I’ve been pondering for a while about the whole ‘multicultural’ notion.


We often hear ‘multicultural people’ or ‘multicultural experiences’ etc but what exactly does that mean?


I am from a culturally and linguistically diverse background, (was born and raised in a non-English speaking country), like the 46% of our population. However, I never think of my self as ‘diverse’ or ‘multicultural’. This is a term other people have created to describe me and my experiences. I am me. A human being like everyone else.


The term ‘multicultural’ often implies ‘different’ or ‘diverse’, but different from what or whom? Well, clearly, from the white-Anglo Australians.


So, my experience has been that in Australia today we have the dominant or mainstream White-Anglo culture and the ‘multicultural’ culture - anything and anyone who doesn’t fit in the white-Anglo category.
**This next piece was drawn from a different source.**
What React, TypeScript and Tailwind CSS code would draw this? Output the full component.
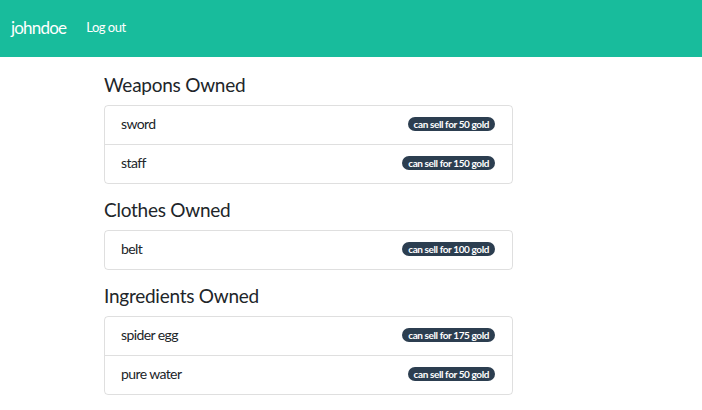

The reality of course is that the white-Anglo segment of the population is also part of the whole ‘multicultural’ society, even if it’s the dominant one.


This is never viewed in my opinion, its proper light, perhaps for political reasons and the hidden racism that still lurks in the background of today’s mainstream culture.


Interestingly enough, even non white-Anglo Australians have come to accept this white propaganda and every time I hear them refer to ‘Australians’ they connote ‘anglo’. They usually say I’m Greek or Turkish or Maltese etc. - and any reference to ‘Australians’ seems to indicate ‘the others’, ‘the whites’.


This of course has created an ‘us’ and ‘them’ mentality which stems from the remnants of the ‘white australia’ policy and the ‘melting pot’ days.


So, who is really an Australian? What makes you true blue Aussie? Is the woman covered in burqa from head to toe who’s been naturalized three decades ago an Australian? And if so, equal like the fifth or sixth generation white-Anglo neighbors of hers?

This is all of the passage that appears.